OPINIÓN: ¿Y si nuestro presidente gobernara durante 42 años?
Nota del editor: Sarah K. Cowan es estudiante de doctorado en sociología y demografía de la Universidad de California, Berkeley.
BERKELEY, California (CNN) — Moammar Gadhafi ha gobernado Libia durante 42 años . En Estados Unidos, sería equivalente a que Richard Nixon siguiera siendo presidente en lugar de haber dejado el cargo en 1974.
Si Estados Unidos tuviera el tipo de gobierno de Libia, nunca hubiéramos ganado "una por el Gipper", ni leído los labios de George W. Bush, ni sabido quién era "esa mujer", ni declarado "misión cumplida".
En una democracia saludable, los ciudadanos ven pasar a múltiples líderes por el gobierno durante su vida. Estos les permite comparar líderes, formar preferencias políticas y participar de manera significativa en el proceso político al votar en elecciones verdaderamente competitivas.
Sin embargo, en muchos países una gran parte de la población ha vivido con un solo gobernante.

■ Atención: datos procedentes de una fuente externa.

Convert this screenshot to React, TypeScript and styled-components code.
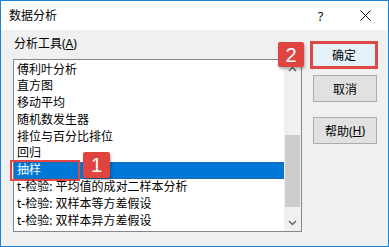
import React from "react";
import styled, { createGlobalStyle } from "styled-components";

const GlobalStyle = createGlobalStyle`
  html, body {
    margin: 0;
    padding: 0;
    background: #ffffff;
  }
  body {
    font-family: "Noto Sans", "Noto Sans CJK SC", sans-serif;
    font-size: 12px;
    color: #000;
  }
`;

const Window = styled.div`
  width: 389px;
  height: 247px;
  box-sizing: border-box;
  border: 1px solid #1883d7;
  display: flex;
  flex-direction: column;
  background: #f0f0f0;
`;

const TitleBar = styled.div`
  height: 29px;
  background: #ffffff;
  display: flex;
  align-items: center;
  padding: 0 0 0 8px;
  font-size: 12px;
`;

const Title = styled.span`
  flex: 1;
  line-height: 29px;
`;

const TitleButton = styled.div`
  width: 45px;
  height: 29px;
  display: flex;
  align-items: center;
  justify-content: center;
  font-size: 13px;
  color: #111;
`;

const Body = styled.div`
  flex: 1;
  display: flex;
  padding: 5px 0 0 12px;
  gap: 11px;
`;

const LeftColumn = styled.div`
  display: flex;
  flex-direction: column;
`;

const Label = styled.div`
  line-height: 18px;
  height: 18px;
  margin-bottom: 6px;
  padding-left: 1px;
  u {
    text-decoration: underline;
  }
`;

const ListWrap = styled.div`
  position: relative;
  width: 289px;
  height: 173px;
  box-sizing: border-box;
  border: 1px solid #828790;
  background: #ffffff;
  display: flex;
`;

const Items = styled.div`
  flex: 1;
  padding-top: 1.5px;
`;

const Item = styled.div<{ selected?: boolean }>`
  position: relative;
  height: 16.8px;
  line-height: 16.8px;
  padding-left: 3px;
  white-space: nowrap;
  background: ${(p) => (p.selected ? "#0078d7" : "transparent")};
  color: ${(p) => (p.selected ? "#ffffff" : "#000000")};
  outline: ${(p) => (p.selected ? "1px dotted #3a5f8a" : "none")};
  outline-offset: -1px;
`;

const Scrollbar = styled.div`
  width: 17px;
  background: #f0f0f0;
  display: flex;
  flex-direction: column;
`;

const ArrowButton = styled.div`
  height: 17px;
  display: flex;
  align-items: center;
  justify-content: center;
`;

const Track = styled.div`
  flex: 1;
  display: flex;
  flex-direction: column;
  padding: 58px 1px 7px 1px;
`;

const Thumb = styled.div`
  height: 72px;
  background: #cdcdcd;
`;

const Highlight = styled.div`
  position: absolute;
  left: -4px;
  top: -2px;
  width: 70px;
  height: 21px;
  box-sizing: border-box;
  border: 2px solid #e04848;
  pointer-events: none;
`;

const Badge = styled.div<{ left: number; top: number; size: number }>`
  position: absolute;
  left: ${(p) => p.left}px;
  top: ${(p) => p.top}px;
  width: ${(p) => p.size}px;
  height: ${(p) => p.size - 1}px;
  background: #e04440;
  color: #ffffff;
  border-radius: 2px;
  box-shadow: 1px 2px 3px rgba(0, 0, 0, 0.3);
  display: flex;
  align-items: center;
  justify-content: center;
  font-family: "Liberation Sans", "Noto Sans", sans-serif;
  font-size: 20px;
  line-height: 1;
  z-index: 2;
`;

const RightColumn = styled.div`
  display: flex;
  flex-direction: column;
  padding-top: 6px;
`;

const Button = styled.div<{ primary?: boolean }>`
  width: ${(p) => (p.primary ? "68px" : "64px")};
  height: ${(p) => (p.primary ? "28px" : "27px")};
  margin-left: ${(p) => (p.primary ? "-3px" : "0")};
  margin-bottom: ${(p) => (p.primary ? "6px" : "15px")};
  box-sizing: border-box;
  border: ${(p) => (p.primary ? "3px solid #e04848" : "1px solid #adadad")};
  background: ${(p) => (p.primary ? "#e5f1fb" : "#e1e1e1")};
  display: flex;
  align-items: center;
  justify-content: center;
  font-size: 12px;
  u {
    text-decoration: underline;
  }
`;

const Chevron = ({ up }: { up?: boolean }) => (
  <svg width="9" height="6" viewBox="0 0 9 6">
    <path
      d={up ? "M1 5 L4.5 1.5 L8 5" : "M1 1 L4.5 4.5 L8 1"}
      fill="none"
      stroke="#606060"
      strokeWidth="1.4"
    />
  </svg>
);

const items = [
  "傅利叶分析",
  "直方图",
  "移动平均",
  "随机数发生器",
  "排位与百分比排位",
  "回归",
  "抽样",
  "t-检验: 平均值的成对二样本分析",
  "t-检验: 双样本等方差假设",
  "t-检验: 双样本异方差假设",
];

export default function App() {
  return (
    <>
      <GlobalStyle />
      <Window>
        <TitleBar>
          <Title>数据分析</Title>
          <TitleButton>?</TitleButton>
          <TitleButton>
            <svg width="11" height="11" viewBox="0 0 11 11">
              <path d="M0.5 0.5 L10.5 10.5 M10.5 0.5 L0.5 10.5" stroke="#111" strokeWidth="1" />
            </svg>
          </TitleButton>
        </TitleBar>
        <Body>
          <LeftColumn>
            <Label>
              分析工具(<u>A</u>)
            </Label>
            <ListWrap>
              <Items>
                {items.map((t) => (
                  <Item key={t} selected={t === "抽样"}>
                    {t}
                    {t === "抽样" && (
                      <>
                        <Highlight />
                        <Badge left={69} top={-10} size={27}>
                          1
                        </Badge>
                      </>
                    )}
                  </Item>
                ))}
              </Items>
              <Scrollbar>
                <ArrowButton>
                  <Chevron up />
                </ArrowButton>
                <Track>
                  <Thumb />
                </Track>
                <ArrowButton>
                  <Chevron />
                </ArrowButton>
              </Scrollbar>
              <Badge left={264} top={-18} size={26}>
                2
              </Badge>
            </ListWrap>
          </LeftColumn>
          <RightColumn>
            <Button primary>确定</Button>
            <Button>取消</Button>
            <Button>
              帮助(<u>H</u>)
            </Button>
          </RightColumn>
        </Body>
      </Window>
    </>
  );
}
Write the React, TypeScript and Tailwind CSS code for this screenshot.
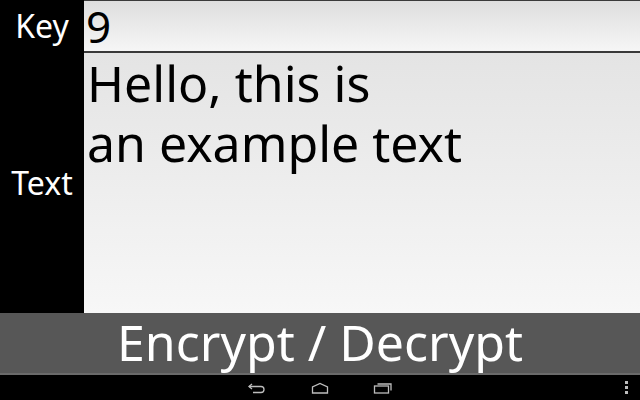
export default function App() {
  const font = { fontFamily: '"Noto Sans", "Open Sans", sans-serif' };
  return (
    <div className="flex h-[400px] w-[640px] flex-col overflow-hidden bg-black" style={font}>
      <div className="flex h-[313px]">
        <div className="flex w-[84px] flex-col text-[32px] text-white">
          <div className="flex h-[52px] items-center justify-center leading-[40px]">Key</div>
          <div className="flex flex-1 items-center justify-center leading-[40px]">Text</div>
        </div>
        <div className="flex flex-1 flex-col">
          <div className="flex h-[53px] items-center border-b-2 border-t border-[#3a3a3a] bg-gradient-to-b from-[#dedede] to-[#f6f6f6] pl-[2px] text-[44px] leading-[48px] text-black">
            9
          </div>
          <div className="flex-1 bg-gradient-to-b from-[#e4e4e4] to-[#f7f7f7] pl-[3px] text-[50px] leading-[60px] text-black">
            Hello, this is
            <br />
            an example text
          </div>
        </div>
      </div>
      <button className="flex h-[62px] items-center justify-center border-b-2 border-[#6a6a6a] bg-[#575757] pb-[2px] text-[50px] leading-[56px] text-white">
        Encrypt / Decrypt
      </button>
      <div className="relative flex h-[25px] items-center justify-center gap-[44px] bg-black">
        <svg width="20" height="12" viewBox="0 0 20 12" fill="none" stroke="#bdbdbd" strokeWidth="1.3">
          <path d="M5 2 L2 4.5 L5 7" />
          <path d="M2 4.5 H14 Q17 4.5 17 7.5 Q17 10.5 14 10.5 H6" />
        </svg>
        <svg width="18" height="12" viewBox="0 0 18 12" fill="none" stroke="#bdbdbd" strokeWidth="1.3">
          <path d="M1.5 11 V5 L9 1.5 L16.5 5 V11 Z" />
        </svg>
        <svg width="20" height="13" viewBox="0 0 20 13" fill="none" stroke="#bdbdbd" strokeWidth="1.3">
          <rect x="1.5" y="5" width="14" height="7" />
          <path d="M4.5 3 H18 V9.5" />
        </svg>
        <div className="absolute right-[12px] top-[6px] flex flex-col gap-[2px]">
          <div className="h-[3px] w-[3px] bg-[#bdbdbd]" />
          <div className="h-[3px] w-[3px] bg-[#bdbdbd]" />
          <div className="h-[3px] w-[3px] bg-[#bdbdbd]" />
        </div>
      </div>
    </div>
  );
}
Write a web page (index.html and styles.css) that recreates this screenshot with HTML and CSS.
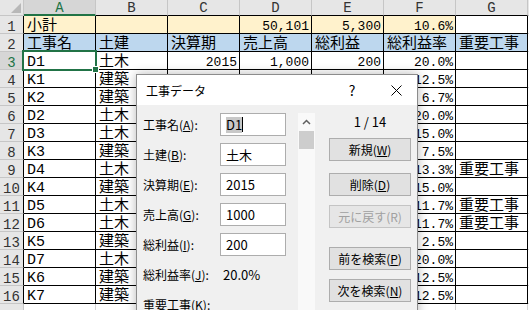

El 79 % de los libios ha pasado su vida entera bajo el régimen de Gadhafi. Antes de la revolución en Egipto , el 60 % de los egipcios había vivido toda su vida bajo el régimen de Hosni Mubarak . El 61 % de los zimbabuenses ha conocido únicamente el reinado de Robert Mugabe .
En contraste, la presidencia más prolongada en Estados Unidos fue la de Franklin D. Roosevelt, quien fue electo en cuatro ocasiones para sumar un total de 16 años, de los cuales pasó 12 antes de su muerte. Mientras había un claro respaldo a un período tan largo, también existían dudas. Tras la muerte de Rooselvelt, el apartado de la Enmienda 22 estableció un límite de dos períodos de cuatro años para un presidente.
Hay dos factores que llevan a una situación en la que gran parte de la población de un país sólo conoce a un gobernante. Primero, el líder de estos países ha permanecido en el poder durante décadas, ya sea ignorando o eliminando (o nunca estableciendo) límites a los períodos de gobierno.
El segundo factor se relaciona con la dinámica poblacional –estos países cuentan con poblaciones jóvenes. La edad media –aquella donde la mitad de la población es más joven y la otra mitad más vieja– en Angola es de 18; en contraste, la edad media en Estados Unidos es 37.
El 20 % de la población en Mozambique ha vivido su vida entera bajo el régimen de Armando Guebuza y todos tienen menos de 7 años. La población es muy joven porque las mujeres en Mozambique tienen muchos hijos –más de cinco en promedio– y la gente muere joven –a los 48 en promedio. (La edad de la población puede tener un efecto poderoso en estos cálculos: si Libia tuviera el mismo perfil de edad que la población estadounidense, el 57 % de la población habría conocido a Gadhafi como el único líder durante sus vidas, contra el 79 % que efectivamente lo ha hecho).
Parte del daño que pueden hacer los dictadores en largos períodos a sus países es evidente en Libia. Como comentó Dirk Vandewalle en un artículo publicado en CNN en febrero: “Más allá de Gadhafi y un pequeño círculo de confidentes no hay más que un enorme vacío político y social. No hay grupos organizados dentro de la sociedad libia ni un liderazgo más joven que pueda asumir responsabilidades políticas”.
Para determinados países el tener a líderes en el poder durante largos períodos podría tener beneficios. Varios estudiosos argumentan que, por ejemplo, bajo las condiciones adecuadas, esto puede ser benéfico para el crecimiento económico. Pero muchos críticos argumentan que el resultado de las largas dictaduras en Medio Oriente ha sido un crecimiento raquítico de las economías de los países de la región.
Más allá de si los largos períodos de gobierno son benéficos para las economías o no, lo cierto es que violan los principios democráticos. Es una característica que distingue a las democracias de regímenes autoritarios; en una democracia, el líder cambia en períodos razonables de tiempo. Los límites en los períodos de gobierno, los votos de confianza en sistemas parlamentarios y elecciones periódicas y justas son los medios para evitar tener “presidentes vitalicios”.
Las opiniones expresadas en este artículo corresponden exclusivamente a Sarah K. Cowan.